I don't suffer from writer's block. I suffer from writer's slop.

My lyrics suck no matter how you slice it. I just don't have it. I make okay music, but I can't write a good lyric to save my life.

Here's a perfect example:


Once upon a time, I didn't care,
if it came from here, or came from there.
I said I didn't care.

You never have to fear,
as long as I have one near.
I love my beer.
I love my beer.


It could be in a glass, or in a can,
as long as I have one right...here in my hand.
Then life is grand (back-up singers life is grand).

You never have to fear,
as long as I have one near.
I love my beer.
I love my beer.

I love my beer.
 
Inspiration Needed

I once read that no one really gets writers block, you just get harsher in your judgement of what you produce. You then stop producing because you think it will be crap, meanwhile you romantises that your creativity in the past was better that it really was. As a result you set a ridiculously high level of expectation for your next big inspiration and you dismiss ideas as worthless that you once would have pursued and developed into greatness.

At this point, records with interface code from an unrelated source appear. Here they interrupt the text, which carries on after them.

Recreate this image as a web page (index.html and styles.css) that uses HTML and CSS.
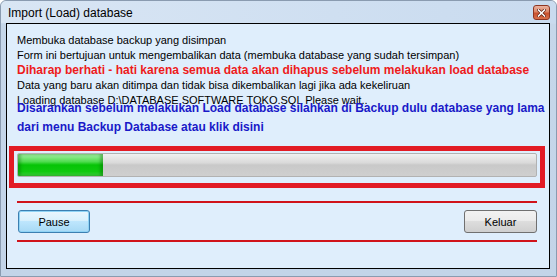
FILE: index.html
```html
<!DOCTYPE html>
<html>
<head>
<meta charset="utf-8">
<title>Import (Load) database</title>
<link rel="stylesheet" href="styles.css">
</head>
<body>
<div class="window">
  <div class="titlebar">
    <span class="title">Import (Load) database</span>
    <span class="close">
      <svg width="9" height="8" viewBox="0 0 9 8">
        <path d="M1.5 1 L7.5 7 M7.5 1 L1.5 7" stroke="#5a1a0c" stroke-width="3" stroke-linecap="square"/>
        <path d="M1.5 1 L7.5 7 M7.5 1 L1.5 7" stroke="#ffffff" stroke-width="1.6" stroke-linecap="square"/>
      </svg>
    </span>
  </div>
  <div class="client">
    <div class="info">
      <div class="line">Membuka database backup yang disimpan</div>
      <div class="line">Form ini bertujuan untuk mengembalikan data (membuka database yang sudah tersimpan)</div>
      <div class="line warn">Diharap berhati - hati karena semua data akan dihapus sebelum melakukan load database</div>
      <div class="line">Data yang baru akan ditimpa dan tidak bisa dikembalikan lagi jika ada kekeliruan</div>
      <div class="line">Loading database D:\DATABASE SOFTWARE TOKO.SQL Please wait..</div>
    </div>
    <div class="hint">Disarankan sebelum melakukan Load database silahkan di Backup dulu database yang lama<br>dari menu Backup Database atau klik disini</div>
    <div class="progress_box">
      <div class="progress"><div class="progress_fill" style="width:85px"></div></div>
    </div>
    <div class="rule"></div>
    <div class="buttons">
      <button class="btn btn_default">Pause</button>
      <button class="btn">Keluar</button>
    </div>
    <div class="rule"></div>
  </div>
</div>
</body>
</html>
```

FILE: styles.css
```css
body {
    margin: 0;
    background: #ffffff;
}
.window {
    width: 557px;
    height: 277px;
    box-sizing: border-box;
    display: flex;
    flex-direction: column;
    padding: 0 6px 7px 5px;
    border: solid 1px #8a9bb0;
    border-radius: 6px 6px 0 0;
    background: linear-gradient(to bottom, #dce8f5 0px, #cddcee 22px, #c6d7ea 23px, #c3d4e8 100%);
    font-family: "Liberation Sans", Arial, sans-serif;
}
.titlebar {
    height: 22px;
    display: flex;
    align-items: center;
    justify-content: space-between;
    margin-left: -5px;
    margin-right: -6px;
    padding: 0 6px 0 7px;
    background: linear-gradient(to right, #d9e6f4 0%, #cfdff1 60%, #c9dbef 100%);
    border-radius: 6px 6px 0 0;
}
.title {
    font-size: 12px;
    color: #000000;
    padding-top: 1px;
}
.close {
    width: 15px;
    height: 13px;
    display: flex;
    align-items: center;
    justify-content: center;
    border: solid 1px #8e3623;
    border-radius: 3px;
    background: linear-gradient(to bottom, #eab3a2 0%, #dc8566 45%, #c9512f 55%, #d8704b 100%);
    margin-top: 1px;
}
.client {
    flex: 1;
    border: solid 1px #000000;
    background-color: #dfeefc;
    padding: 9px 0 0 2px;
}
.info {
    margin-left: 8px;
}
.line {
    font-size: 11px;
    line-height: 15px;
    color: #000000;
    white-space: nowrap;
}
.warn {
    font-size: 12px;
    font-weight: bold;
    color: #ee1b1b;
}
.hint {
    margin-left: 8px;
    margin-top: -9px;
    font-size: 12px;
    font-weight: bold;
    line-height: 19px;
    color: #1919c8;
    white-space: nowrap;
}
.progress_box {
    margin-top: 9px;
    margin-right: 4px;
    height: 42px;
    box-sizing: border-box;
    border: solid 5px #e21b24;
    padding: 2px 3px 0 3px;
}
.progress {
    height: 22px;
    border: solid 1px #b2b2b2;
    border-radius: 2px;
    background: linear-gradient(to bottom, #f0f0f0 0%, #dadada 40%, #c9c9c9 50%, #cfcfcf 100%);
    overflow: hidden;
}
.progress_fill {
    height: 100%;
    background: linear-gradient(to bottom, #a8f0a8 0%, #4fdc4f 35%, #06c406 50%, #10c910 80%, #3fd23f 100%);
    box-shadow: inset -3px 0 3px rgba(0, 90, 0, 0.35), inset 3px 0 3px rgba(0, 90, 0, 0.3);
}
.rule {
    margin: 13px 12px 0 8px;
    height: 2px;
    background-color: #d0131a;
}
.buttons {
    display: flex;
    justify-content: space-between;
    margin: 7px 12px 0 9px;
}
.buttons + .rule {
    margin-top: 7px;
}
.btn {
    width: 73px;
    height: 23px;
    padding: 0;
    font-family: "Liberation Sans", Arial, sans-serif;
    font-size: 11px;
    color: #000000;
    border: solid 1px #707070;
    border-radius: 3px;
    background: linear-gradient(to bottom, #f2f2f2 0%, #ebebeb 45%, #dddddd 50%, #cfcfcf 100%);
}
.btn_default {
    width: 72px;
    border-color: #3c7fb1;
    background: linear-gradient(to bottom, #eaf6fd 0%, #d9f0fc 45%, #bee6fd 50%, #a7d9f5 100%);
    box-shadow: inset 0 0 0 1px #8fd3f5;
}
```
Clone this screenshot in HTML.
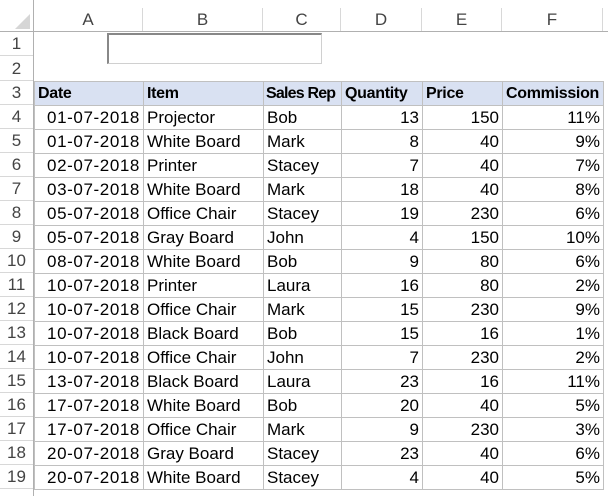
<!DOCTYPE html>
<html><head><meta charset="utf-8"><style>
html,body{margin:0;width:608px;height:496px;overflow:hidden}
body{background:#fff;font-family:"Liberation Sans",sans-serif;position:relative}
.ch{position:absolute;top:8px;height:23px;border-right:1px solid #d8d8d8;box-sizing:border-box;text-align:center;font-size:17px;color:#444;line-height:23px}
.chline{position:absolute;left:0;top:31px;width:608px;height:1px;background:#b0b0b0}
.rh{position:absolute;left:0;width:33px;height:24px;border-bottom:1px solid #d8d8d8;box-sizing:border-box;text-align:center;font-size:17px;color:#444;line-height:24px}
.rvline{position:absolute;left:33px;top:0;width:1px;height:496px;background:#b0b0b0}
table{position:absolute;left:34px;top:81px;width:569px;border-collapse:collapse;table-layout:fixed;font-size:17px;color:#000}
td{height:23px;padding:0 3px;border:1px solid #c0c0c0;white-space:nowrap;line-height:22px;overflow:hidden}
td.r{text-align:right}
td.d{letter-spacing:.6px}
tr.h td{background:#d9e1f2;font-weight:bold;font-size:16px;letter-spacing:-0.3px;vertical-align:bottom}
tr.h td.s{letter-spacing:-0.8px;padding:0 2px}
.box{position:absolute;left:107px;top:33px;width:215px;height:31px;border:1px solid #d0d0d0;border-left:2px solid #888;border-top:2px solid #888;box-sizing:border-box}
</style></head><body>
<svg style="position:absolute;left:15px;top:14px" width="16" height="16"><polygon points="15,0 15,15 0,15" fill="#d6d6d6"/></svg>
<div class="ch" style="left:34px;width:109px">A</div>
<div class="ch" style="left:143px;width:120px">B</div>
<div class="ch" style="left:263px;width:78px">C</div>
<div class="ch" style="left:341px;width:81px">D</div>
<div class="ch" style="left:422px;width:80px">E</div>
<div class="ch" style="left:502px;width:101px">F</div>
<div class="chline"></div>
<div class="rvline"></div>
<div class="rh" style="top:32px">1</div>
<div class="rh" style="top:57px">2</div>
<div class="rh" style="top:81px">3</div>
<div class="rh" style="top:105px">4</div>
<div class="rh" style="top:129px">5</div>
<div class="rh" style="top:153px">6</div>
<div class="rh" style="top:177px">7</div>
<div class="rh" style="top:201px">8</div>
<div class="rh" style="top:225px">9</div>
<div class="rh" style="top:249px">10</div>
<div class="rh" style="top:273px">11</div>
<div class="rh" style="top:297px">12</div>
<div class="rh" style="top:321px">13</div>
<div class="rh" style="top:345px">14</div>
<div class="rh" style="top:369px">15</div>
<div class="rh" style="top:393px">16</div>
<div class="rh" style="top:417px">17</div>
<div class="rh" style="top:441px">18</div>
<div class="rh" style="top:465px">19</div>
<div class="box"></div>
<table>
<colgroup><col style="width:109px"><col style="width:120px"><col style="width:78px"><col style="width:81px"><col style="width:80px"><col style="width:101px"></colgroup>
<tr class="h"><td>Date</td><td>Item</td><td class="s">Sales Rep</td><td>Quantity</td><td>Price</td><td>Commission</td></tr>
<tr><td class="r d">01-07-2018</td><td>Projector</td><td>Bob</td><td class="r">13</td><td class="r">150</td><td class="r">11%</td></tr>
<tr><td class="r d">01-07-2018</td><td>White Board</td><td>Mark</td><td class="r">8</td><td class="r">40</td><td class="r">9%</td></tr>
<tr><td class="r d">02-07-2018</td><td>Printer</td><td>Stacey</td><td class="r">7</td><td class="r">40</td><td class="r">7%</td></tr>
<tr><td class="r d">03-07-2018</td><td>White Board</td><td>Mark</td><td class="r">18</td><td class="r">40</td><td class="r">8%</td></tr>
<tr><td class="r d">05-07-2018</td><td>Office Chair</td><td>Stacey</td><td class="r">19</td><td class="r">230</td><td class="r">6%</td></tr>
<tr><td class="r d">05-07-2018</td><td>Gray Board</td><td>John</td><td class="r">4</td><td class="r">150</td><td class="r">10%</td></tr>
<tr><td class="r d">08-07-2018</td><td>White Board</td><td>Bob</td><td class="r">9</td><td class="r">80</td><td class="r">6%</td></tr>
<tr><td class="r d">10-07-2018</td><td>Printer</td><td>Laura</td><td class="r">16</td><td class="r">80</td><td class="r">2%</td></tr>
<tr><td class="r d">10-07-2018</td><td>Office Chair</td><td>Mark</td><td class="r">15</td><td class="r">230</td><td class="r">9%</td></tr>
<tr><td class="r d">10-07-2018</td><td>Black Board</td><td>Bob</td><td class="r">15</td><td class="r">16</td><td class="r">1%</td></tr>
<tr><td class="r d">10-07-2018</td><td>Office Chair</td><td>John</td><td class="r">7</td><td class="r">230</td><td class="r">2%</td></tr>
<tr><td class="r d">13-07-2018</td><td>Black Board</td><td>Laura</td><td class="r">23</td><td class="r">16</td><td class="r">11%</td></tr>
<tr><td class="r d">17-07-2018</td><td>White Board</td><td>Bob</td><td class="r">20</td><td class="r">40</td><td class="r">5%</td></tr>
<tr><td class="r d">17-07-2018</td><td>Office Chair</td><td>Mark</td><td class="r">9</td><td class="r">230</td><td class="r">3%</td></tr>
<tr><td class="r d">20-07-2018</td><td>Gray Board</td><td>Stacey</td><td class="r">23</td><td class="r">40</td><td class="r">6%</td></tr>
<tr><td class="r d">20-07-2018</td><td>White Board</td><td>Stacey</td><td class="r">4</td><td class="r">40</td><td class="r">5%</td></tr>
</table>
</body></html>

In short keep writing, no matter how much rubbish you produce.

Creativity (or problem solving) is often the combination of 2 disparate ideas into a new into a new synthesis. With a song it could be words and music, words and words or even mixing music styles or structures. But mostly it is your subconscious that does this – so doing things like taking walks, contemplating nature, free writing; actually access those unique combinations that resonate with you and therefore a potential audience. But it is no good doing that if you are not feeding your subconscious with digestible ideas.

The guy who discovered the benzene molecule Fredrick Kekule said (http://en.wikipedia.org/wiki/Friedrich_August_Kekulé_von_Stradonitz)
that he work it out that the molecule was round (up until then the math didn’t work out like in other molecules) after he had a day dream of a snake eating its own tail. But his subconscious wouldn’t have spoken to him, if he didn’t spend hours going over and over the problem.

My point is that to often we try to write songs instead of a song; thats why working from titles or single phrases is such a good idea. Even start with a known song or musical genre in mind that you want to emulate and do a ‘homage’ its not what you end up with as what you discover along the way.

Note books are great when you have a lot of random ideas thrown together – note the ideas from your book on a big single sheet (A3) of paper then see if any of them link up well or even tenuously – the combination of unrelated idea will often spark new directions.

Free write for 10 minutes, just write the first thing that comes into your mind (or record it) then put the best phrases and use the ‘big sheet’ technique above – or better still cut them out put them in a hat and pull them out and write them as lines to a song – some make sense some don’t; Bowie has done this all his career (there are computer programmes that do this now).

TV is a great source of inspiration – sound bites or answers to interviews often can be a staging point for a whole song – particular when it is someone who is speaking passionately about a subject – the language is instantly emotive. Just jot them all down.

My theory basically goes that you feed your subconscious as many different idea as possible (listening a lot of the time) then try techniques that allow its lateral nature to surface (Like above – do not forget a brisk walk – or treadmill) and let the divergent think grow. It is only later, much later that you bring judgement to bare and you start to think convergently as you edit and craft the song.

I hope this helps people it has helped me for the last 10 years
 
What do I do when I get writers block? I stop writing and do something else.

Only a few times have I gotten lucky by forcing ideas out for songs, most of the time it just ends in discouragement/frustration, and that's only detrimental for a songwriter.